Aim >> Copy out all lines carrying the word "index".

Available data >>
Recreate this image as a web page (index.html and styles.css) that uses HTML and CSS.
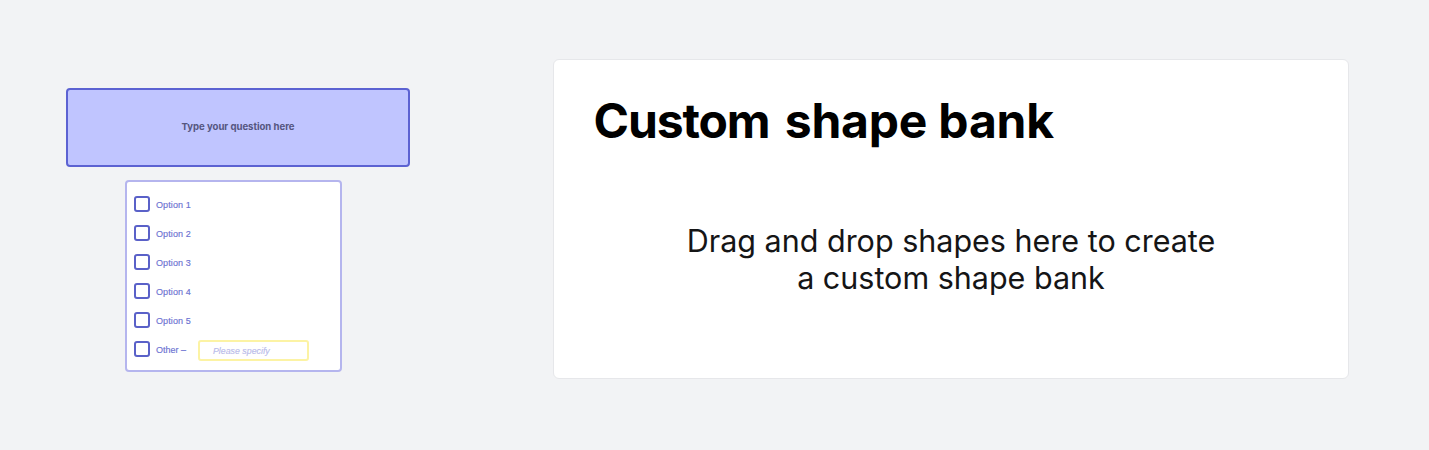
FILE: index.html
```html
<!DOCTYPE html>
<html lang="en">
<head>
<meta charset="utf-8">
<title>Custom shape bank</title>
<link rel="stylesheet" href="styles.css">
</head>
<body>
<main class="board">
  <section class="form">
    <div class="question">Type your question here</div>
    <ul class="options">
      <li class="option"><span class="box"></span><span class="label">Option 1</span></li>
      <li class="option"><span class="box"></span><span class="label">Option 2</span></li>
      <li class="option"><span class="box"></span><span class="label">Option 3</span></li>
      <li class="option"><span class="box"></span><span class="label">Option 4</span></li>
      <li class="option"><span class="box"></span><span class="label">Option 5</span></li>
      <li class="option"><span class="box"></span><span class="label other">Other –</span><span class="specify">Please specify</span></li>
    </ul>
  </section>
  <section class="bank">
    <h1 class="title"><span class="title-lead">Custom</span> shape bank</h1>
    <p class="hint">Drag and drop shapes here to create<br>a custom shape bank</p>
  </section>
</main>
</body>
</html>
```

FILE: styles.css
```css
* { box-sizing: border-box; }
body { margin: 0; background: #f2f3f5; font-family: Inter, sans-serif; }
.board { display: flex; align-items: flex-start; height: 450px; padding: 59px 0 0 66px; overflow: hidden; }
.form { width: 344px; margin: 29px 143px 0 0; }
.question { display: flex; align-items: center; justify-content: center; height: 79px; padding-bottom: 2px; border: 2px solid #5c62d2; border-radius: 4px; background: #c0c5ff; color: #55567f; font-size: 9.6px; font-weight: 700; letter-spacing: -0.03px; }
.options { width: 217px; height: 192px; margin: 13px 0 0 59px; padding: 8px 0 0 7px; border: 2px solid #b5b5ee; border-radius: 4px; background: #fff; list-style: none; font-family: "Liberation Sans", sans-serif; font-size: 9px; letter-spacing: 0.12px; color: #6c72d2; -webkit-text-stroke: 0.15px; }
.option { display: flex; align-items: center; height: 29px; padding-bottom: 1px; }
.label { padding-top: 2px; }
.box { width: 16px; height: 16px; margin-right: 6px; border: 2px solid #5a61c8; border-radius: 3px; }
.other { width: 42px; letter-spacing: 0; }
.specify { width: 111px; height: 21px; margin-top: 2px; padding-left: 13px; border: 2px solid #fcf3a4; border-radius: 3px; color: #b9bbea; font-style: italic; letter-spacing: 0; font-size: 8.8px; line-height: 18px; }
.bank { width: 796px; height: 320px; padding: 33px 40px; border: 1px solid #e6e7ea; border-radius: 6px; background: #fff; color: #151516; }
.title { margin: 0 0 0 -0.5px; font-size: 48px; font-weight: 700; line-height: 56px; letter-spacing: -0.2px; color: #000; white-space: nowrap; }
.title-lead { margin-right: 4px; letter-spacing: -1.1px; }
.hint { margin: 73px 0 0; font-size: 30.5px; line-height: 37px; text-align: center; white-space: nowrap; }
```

Solution for this task >>
Recreate this image as a web page (index.html and styles.css) that uses HTML and CSS.
FILE: index.html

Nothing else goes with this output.